Government Battles Cyber Crime

Hackers commandeered 200,000 computer servers worldwide to attack the White House Web site this week. Quick action deflected the assault.

It came one day before the Bush administration went on the offensive against cyber crime. The attorney general announced the formation of ten new special units to prosecute it.

"New teams will prosecute vigorously those responsible for cyber crime," Attorney General John Ashcroft said. "There are no free passes in cyberspace."

Officials worry that cyber terrorists will shut down vital services, creating chaos by crashing power, banking or telecommunications networks.

"This … has created a major national security problem of the sort that the federal government alone cannot solve," says John Tritak, director of the Critical Infrastructure Assurance Office at the U.S. Department of Commerce. "It must necessarily collaborate with industry on an unprecedented level."

Will Industry Cooperate?

Industry, however, has been a half-hearted collaborator. Last year, 85 percent of big companies and government agencies said they were victims of cyber attacks — and private industry spent $300 billion to fight hackers.

But the government's efforts face continuing distrust from business. Only a third of companies report computer intrusions to authorities.

"They seem to think often — the industry does — that government can't handle the problem and that they, industry themselves, have the better skills," says Frank Cilluffo, of the Center for Strategic and International Studies, a Washington consulting group.

The administration hopes to convince businesses otherwise.

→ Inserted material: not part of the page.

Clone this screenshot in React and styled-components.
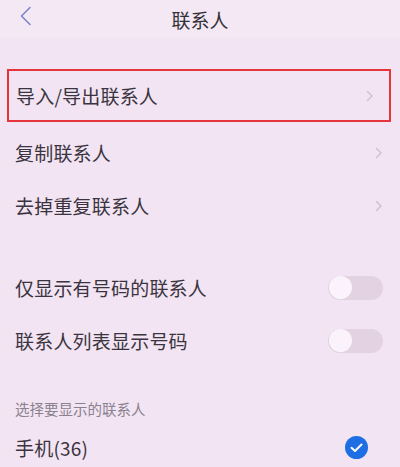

ABC News has learned President Bush intends to name someone from the private sector as vice chairman of a new White House board that will coordinate the government's efforts to combat cyber terrorism.

That would move closer to what security experts want — a central emergency response team, combining industry's know-how with government's muscle.

"They want that single phone number equivalent to 911, … one phone number to call in a time of crisis," Cilluffo says.

Industry is now taking computer attacks more seriously, devoting people and money to the problem. Their main motivation, though, remains self-protection — not the national security threat the government fears.